"The Three Pigs" by David Wiesner


Bibliography

Summary
This book is just your standard three little pigs tale, except that it isn’t! These pigs are a little more feisty about outwitting the wolf and they end up building  their own rag-tag family in the process. It starts out with the basic huff-and-puff and chinny-chin-chin spiel and then takes a hard left when the reader gets to the pig in a brick house. The story becomes a build-your-own-adventure with the three pigs in charge of their fate. They choose to use the wolf as a paper airplane and jump from one popular story to the next. Along the way they pick up a few friends before heading back home.

Analysis
Unlike many children’s books, the illustrations in The Three Pigs are quite realistic. In the beginning, thing take place in a standard cartoon, storybook world.

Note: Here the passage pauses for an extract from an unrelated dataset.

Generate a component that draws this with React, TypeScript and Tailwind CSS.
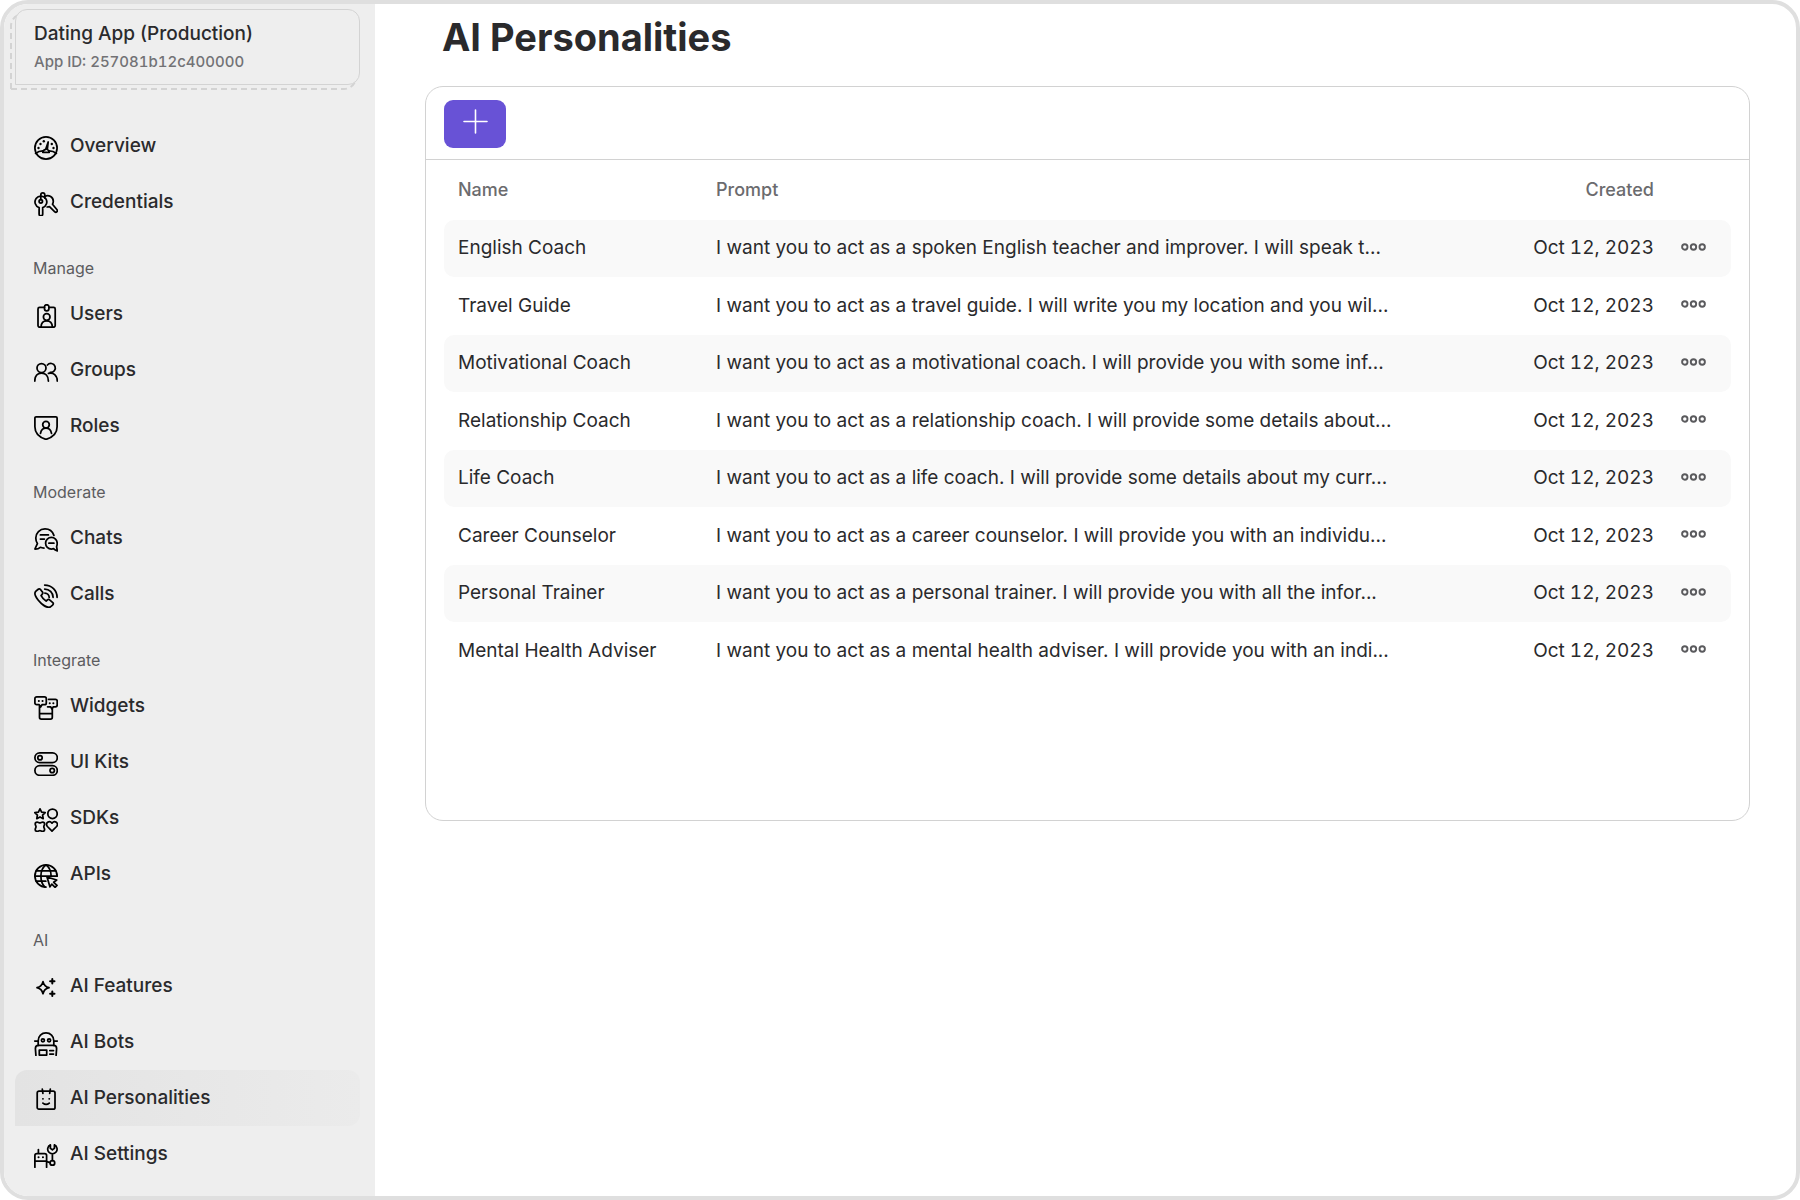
import type { ReactNode } from "react";

const icons: Record<string, ReactNode> = {
  overview: (
    <>
      <circle cx="12" cy="12" r="11.1" />
      <path d="M1.6 17.4c2.4-1.9 4.700-2.500 7.200-2.500M22.400 17.400c-2.400-1.900-4.700-2.500-7.200-2.500" />
      <path d="M8.800 16.300c.2-1.700 1.400-2.800 2.900-3L14.200 6l-.9 7.500c1.100.4 1.800 1.400 1.900 2.800z" />
      <g fill="currentColor" stroke="none">
        <circle cx="4.500" cy="12" r="1.200" />
        <circle cx="6.500" cy="8" r="1.200" />
        <circle cx="9.800" cy="5.300" r="1.200" />
        <circle cx="17.800" cy="8" r="1.200" />
        <circle cx="19.500" cy="12" r="1.200" />
      </g>
    </>
  ),
  credentials: (
    <>
      <path d="M5.100 15.600A5.900 5.900 0 1 1 8.700 15.600V22a1.600 1.600 0 0 1-3.600 0z" />
      <circle cx="6.800" cy="9.300" r="1.700" />
      <path d="M6.800 7.500V3c0-2.800 4-2.800 4 0v3" />
      <path d="M11 4.200c4-1.700 8.300 1.100 8.300 5 0 1.300-.3 2.200-.8 3l4.500 5.600c1.100 1.500-.8 3.200-2.200 2l-5.300-5.100-2.400.3" />
    </>
  ),
  users: (
    <>
      <path d="M10.500 3.400H5.600A1.600 1.600 0 0 0 4 5v16.600a1.600 1.600 0 0 0 1.600 1.600h14a1.600 1.600 0 0 0 1.600-1.600V5a1.600 1.600 0 0 0-1.600-1.600h-4.500" />
      <rect x="10.500" y=".8" width="4.400" height="6" rx="2" />
      <circle cx="12.700" cy="13" r="3.300" />
      <path d="M7 23c.2-3.900 2.500-6.200 5.700-6.200s5.500 2.300 5.700 6.200" />
    </>
  ),
  groups: (
    <>
      <circle cx="7.500" cy="8" r="4.500" />
      <path d="M.8 21c0-5 2.800-8 6.700-8s6.900 3 6.900 8" />
      <path d="M13.400 5a4.500 4.500 0 1 1 2.800 7.400" />
      <path d="M14.500 13.400c4.900-1.500 8.800 2 8.800 7.600" />
    </>
  ),
  roles: (
    <>
      <path d="M2.100.9h19.800c.7 0 1.200.5 1.200 1.200v8.600c0 6.600-4.600 10.600-11.100 12.700C5.500 21.300.9 17.300.9 10.700V2.100C.9 1.400 1.400.9 2.100.9z" />
      <circle cx="12" cy="8.700" r="3.300" />
      <path d="M6.500 17.400c.6-3.200 2.700-5.200 5.500-5.200s4.900 2 5.500 5.200" />
    </>
  ),
  chats: (
    <>
      <path d="M19.900 7.400C18.600 3.500 15.100.9 11 .9 5.800.9 1.800 4.900 1.800 10c0 2.200.5 4 1.600 5.600L.9 21c2.300.1 4-.5 5.400-1.700 1 .5 2.300.7 3.700.7" />
      <path d="M6.400 6.900h8M6.400 11h4" />
      <path d="M23.200 15.200a5.800 5.800 0 1 0-5.800 5.800c.8 0 1.500-.1 2.100-.3 1 1.100 2.200 1.900 3.800 2.200l-.7-4.300c.4-.9.600-2.100.6-3.400z" />
      <path d="M14.900 15.200h5" />
    </>
  ),
  calls: (
    <>
      <path d="M3.900 5.500 1.700 7.400C.2 9 .9 12 4.300 16.200c3.900 4.700 8.900 7.800 11.800 6.900l2.500-2c1-.8.9-1.800.2-2.500l-2.900-2.500c-.9-.8-1.900-.8-2.600-.1l-1.200 1.100c-2-1.200-3.700-3-5-5.500l1.100-1.400c.7-.7.7-1.700 0-2.500L6.500 5.500c-.8-.9-1.700-.8-2.600 0z" />
      <path d="M10.700 1C17.700 1 23.100 6.400 23.100 13.300M10.700 5a8.400 8.400 0 0 1 8.400 8.300M10.900 9.100a4.400 4.400 0 0 1 4.300 4.300" />
    </>
  ),
  widgets: (
    <>
      <path d="M2.700.9h7.800c1 0 1.800.8 1.800 1.800v4.200c0 1-.8 1.800-1.800 1.800H8L6.600 11 5.200 8.700H2.700C1.700 8.700.9 7.900.9 6.900V2.700C.9 1.700 1.700.9 2.700.9z" />
      <path d="M14.500 3.300h7c1 0 1.700.7 1.700 1.700v4.100c0 1-.7 1.700-1.700 1.700h-2.200L18 13.100l-1.400-2.300h-3" />
      <path d="M5.500 10v11.300c0 1 .8 1.800 1.800 1.800h9.200c1 0 1.800-.8 1.800-1.800V13M5.500 17.600h12.800" />
      <path d="M4.800 4.900h.1M8.500 4.900h.1M15.700 7.200h.1M19.300 7.200h.1" strokeWidth="2" />
    </>
  ),
  uikits: (
    <>
      <rect x=".9" y=".9" width="22.400" height="9.600" rx="4.800" />
      <rect x=".9" y="13.700" width="22.400" height="9.600" rx="4.800" />
      <circle cx="6" cy="5.700" r="2.200" />
      <circle cx="18.200" cy="18.500" r="2.200" />
    </>
  ),
  sdks: (
    <>
      <path d="m6 .9 1.600 3.200 3.600.5-2.600 2.500.6 3.600L6 9l-3.200 1.700.6-3.600L.8 4.600l3.600-.5z" />
      <circle cx="18.500" cy="5.800" r="4.700" />
      <path d="M3.200 14c1 0 1.700.9 2.700.9s1.700-.9 2.700-.9c1.300 0 2 .7 2 2 0 1-.8 1.700-.8 2.700s.8 1.700.8 2.700c0 1.300-.7 1.900-2 1.900-1 0-1.700-.7-2.700-.7s-1.700.7-2.700.7c-1.300 0-2-.6-2-1.900 0-1 .8-1.700.8-2.700S1.200 17 1.200 16c0-1.300.7-2 2-2z" />
      <path d="m18 23.100-4.600-4.600c-2.800-3.300 2-6.800 4.600-3.300 2.600-3.500 7.400 0 4.600 3.300z" />
    </>
  ),
  apis: (
    <>
      <path d="M12 23.100A11.100 11.100 0 1 1 23.100 12" />
      <path d="M10.800 23C7.800 20 6.900 16 6.900 12S8.500 3.500 12 .9c3.500 2.600 5.100 7 5.100 11.100" />
      <path d="M2.300 6.800h19.400M.9 12h22.200M2.300 17.200h9.500" />
      <path d="m13 13 9.700 3-3 2.300 3.300 3.100-1.900 1.900-3.300-3.200-1.800 2.800z" fill="#eeeeee" />
    </>
  ),
  features: (
    <>
      <path d="M9 5.700c.9 3.700 2.300 5.100 6 6-3.700.9-5.100 2.300-6 6-.9-3.700-2.300-5.100-6-6 3.700-.9 5.100-2.300 6-6z" />
      <path d="M18.300 3v4.400M16.100 5.200h4.400M18.300 15.600V20M16.100 17.800h4.400" strokeWidth="2" />
    </>
  ),
  bots: (
    <>
      <path d="M4.200 13.400V8.700C4.200 4 7.600.9 12 .9s7.800 3.100 7.800 7.800v4.700M.8 9h3.400M19.800 9h3.400" />
      <path d="M1.900 23.400l-.5-6.800c0-1.900 1.100-3.200 3-3.200h15.200c1.900 0 3 1.300 3 3.200l-.5 6.800" />
      <circle cx="8.900" cy="8.300" r="1.500" />
      <circle cx="15.100" cy="8.300" r="1.500" />
      <path d="M5.300 18h7.400v5.100H5.300zM15.800 18.600h3.700M15.800 22h3.700" />
    </>
  ),
  personalities: (
    <>
      <rect x="3.200" y="3.200" width="17.800" height="18" rx="1.800" />
      <path d="m8.300 1.200.6 4.200M16.300 1.200l-.6 4.200M8.900 15.100c1.800 1.500 4.600 1.500 6.400 0" />
      <path d="M8.900 10.800h.1M15.200 10.800h.1" strokeWidth="1.800" />
    </>
  ),
  settings: (
    <>
      <path d="M.9 23.300V11.600c0-1.200.8-2 2-2h7.700c1.200 0 2 .8 2 2v11.700M.9 17.200h11.700M4.400 9.600V5.500" />
      <path d="M4.500 13.300h.1M8.900 13.300h.1" strokeWidth="2" />
      <path d="M16.400.9a4.700 4.700 0 1 0 4 0V4.400l-2 1.400-2-1.400zM18.400 9.800v6.700M12.800 17.600l3.300 1" />
      <circle cx="18.400" cy="18.900" r="2.300" />
    </>
  ),
};

function Icon({ name }: { name: string }) {
  return (
    <svg
      viewBox="0 0 24 24"
      className="mt-[3px] size-6 shrink-0 text-black"
      fill="none"
      stroke="currentColor"
      strokeWidth="1.75"
      strokeLinecap="round"
      strokeLinejoin="round"
      aria-hidden="true"
    >
      {icons[name]}
    </svg>
  );
}

type NavSection = {
  title?: string;
  items: { label: string; icon: string; active?: boolean }[];
};

const sections: NavSection[] = [
  {
    items: [
      { label: "Overview", icon: "overview" },
      { label: "Credentials", icon: "credentials" },
    ],
  },
  {
    title: "Manage",
    items: [
      { label: "Users", icon: "users" },
      { label: "Groups", icon: "groups" },
      { label: "Roles", icon: "roles" },
    ],
  },
  {
    title: "Moderate",
    items: [
      { label: "Chats", icon: "chats" },
      { label: "Calls", icon: "calls" },
    ],
  },
  {
    title: "Integrate",
    items: [
      { label: "Widgets", icon: "widgets" },
      { label: "UI Kits", icon: "uikits" },
      { label: "SDKs", icon: "sdks" },
      { label: "APIs", icon: "apis" },
    ],
  },
  {
    title: "AI",
    items: [
      { label: "AI Features", icon: "features" },
      { label: "AI Bots", icon: "bots" },
      { label: "AI Personalities", icon: "personalities", active: true },
      { label: "AI Settings", icon: "settings" },
    ],
  },
];

const personalities = [
  ["English Coach", "I want you to act as a spoken English teacher and improver. I will speak t..."],
  ["Travel Guide", "I want you to act as a travel guide. I will write you my location and you wil..."],
  ["Motivational Coach", "I want you to act as a motivational coach. I will provide you with some inf..."],
  ["Relationship Coach", "I want you to act as a relationship coach. I will provide some details about..."],
  ["Life Coach", "I want you to act as a life coach. I will provide some details about my curr..."],
  ["Career Counselor", "I want you to act as a career counselor. I will provide you with an individu..."],
  ["Personal Trainer", "I want you to act as a personal trainer. I will provide you with all the infor..."],
  ["Mental Health Adviser", "I want you to act as a mental health adviser. I will provide you with an indi..."],
];

function AppCard() {
  return (
    <div className="relative isolate">
      <svg
        viewBox="0 0 345 76"
        className="absolute inset-0 -z-10 size-full overflow-visible"
        fill="none"
        stroke="#d3d3d3"
        strokeWidth="2"
        strokeDasharray="6 4"
        aria-hidden="true"
      >
        <path d="M-4 80V17A12 12 0 0 1 8 5M-4 80H329a12 12 0 0 0 12-12" />
      </svg>
      <div className="rounded-xl rounded-bl-none border border-[#d3d3d3] bg-[#eeeeee] px-[18px] py-3">
        <p className="text-[19px] leading-6 font-medium">Dating App (Production)</p>
        <p className="mt-1.5 text-[15px] leading-5 font-medium text-[#727275] tabular-nums">
          App ID: 257081b12c400000
        </p>
      </div>
    </div>
  );
}

function Sidebar() {
  return (
    <aside className="w-[371px] shrink-0 bg-[#eeeeee] pt-[5px] pr-[15px] pl-[11px]">
      <AppCard />
      <nav className="mt-[33px]">
        {sections.map((section) => (
          <section key={section.title ?? "Main"}>
            {section.title && (
              <h2 className="flex h-14 items-center pt-5 pl-[18px] text-base text-[#5c5c5f]">{section.title}</h2>
            )}
            <ul>
              {section.items.map((item) => (
                <li key={item.label}>
                  <a
                    href="#"
                    aria-current={item.active ? "page" : undefined}
                    className={
                      "flex h-14 items-center gap-3 rounded-xl rounded-bl-none pl-[19px] text-[19px] font-medium" +
                      (item.active ? " bg-linear-to-r from-[#e3e3e3] to-[#ebebeb]" : "")
                    }
                  >
                    <Icon name={item.icon} />
                    {item.label}
                  </a>
                </li>
              ))}
            </ul>
          </section>
        ))}
      </nav>
    </aside>
  );
}

function PersonalitiesTable() {
  return (
    <table className="w-full table-fixed text-left">
      <colgroup>
        <col className="w-[258px]" />
        <col />
        <col className="w-[180px]" />
        <col className="w-[77px]" />
      </colgroup>
      <thead>
        <tr className="h-[60px] text-lg text-[#6b6b6e]">
          <th className="pl-[14px] font-medium">Name</th>
          <th className="pl-[14px] font-medium">Prompt</th>
          <th className="text-right font-medium">Created</th>
          <th aria-label="Actions" />
        </tr>
      </thead>
      <tbody>
        {personalities.map(([name, prompt]) => (
          <tr key={name} className="h-[57px] text-[19px] odd:bg-[#f9f9f9] even:h-[58px]">
            <td className="truncate rounded-l-[10px] pl-[14px]">{name}</td>
            <td className="truncate pl-[14px]">{prompt}</td>
            <td className="text-right whitespace-nowrap tabular-nums">Oct 12, 2023</td>
            <td className="rounded-r-[10px] pb-1 pl-[27px]">
              <button type="button" aria-label={`Actions for ${name}`} className="block text-[#5a5a5d]">
                <svg width="25" height="10" viewBox="0 0 25 10" fill="none" stroke="currentColor" strokeWidth="1.9" aria-hidden="true">
                  <circle cx="3.8" cy="5" r="2.7" />
                  <circle cx="12.5" cy="5" r="2.7" />
                  <circle cx="21.2" cy="5" r="2.7" />
                </svg>
              </button>
            </td>
          </tr>
        ))}
      </tbody>
    </table>
  );
}

export default function App() {
  return (
    <div className="min-h-screen bg-white font-[Inter,sans-serif] text-[#2a2a2c]">
      <div className="flex min-h-screen overflow-hidden rounded-[28px] border-4 border-[#dfdfdf]">
        <Sidebar />
        <main className="min-w-0 flex-1 pt-2.5 pr-[46px] pl-[50px]">
          <h1 className="pl-[17px] text-[38px] leading-[46px] font-bold">AI Personalities</h1>
          <div className="mt-[26px] rounded-[18px] border border-[#d2d2d2]">
            <div className="border-b border-[#d2d2d2] px-[18px] pt-[13px] pb-[11px]">
              <button
                type="button"
                aria-label="Add personality"
                className="flex h-12 w-[62px] items-center justify-center rounded-[9px] bg-[#6852d6] pb-[5px] text-white"
              >
                <svg width="25" height="25" viewBox="0 0 25 25" stroke="currentColor" strokeWidth="1.6" strokeLinecap="round" aria-hidden="true">
                  <path d="M12.5 1v23M1 12.5h23" />
                </svg>
              </button>
            </div>
            <div className="px-[18px] pb-[140px]">
              <PersonalitiesTable />
            </div>
          </div>
        </main>
      </div>
    </div>
  );
}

As the tale progresses, though, the pigs start to look like real, farm fed pigs and not shiny pink cartoons. In fact, the illustrator uses this realism to separate the pigs’ reality from the stories they travel into. As they draw other characters into their adventure, those creatures also take on more realistic qualities. The cat and his fiddle develop “real” fur and the dragon gains color and scales. This helps the standard little pig story become something more concrete and real for the reader which stimulates their imagination and is very exciting!
In taking a well know story and adapting it, Wiesner invites young readers to see that there are different opportunities and perspectives out there. The symbolism here is quite strong and the message powerful. The children are the pigs and the various stories are the places they will go. They too will pick up an odd assortment of companions along their journeys and they will all, hopefully, unite to make their world a better place.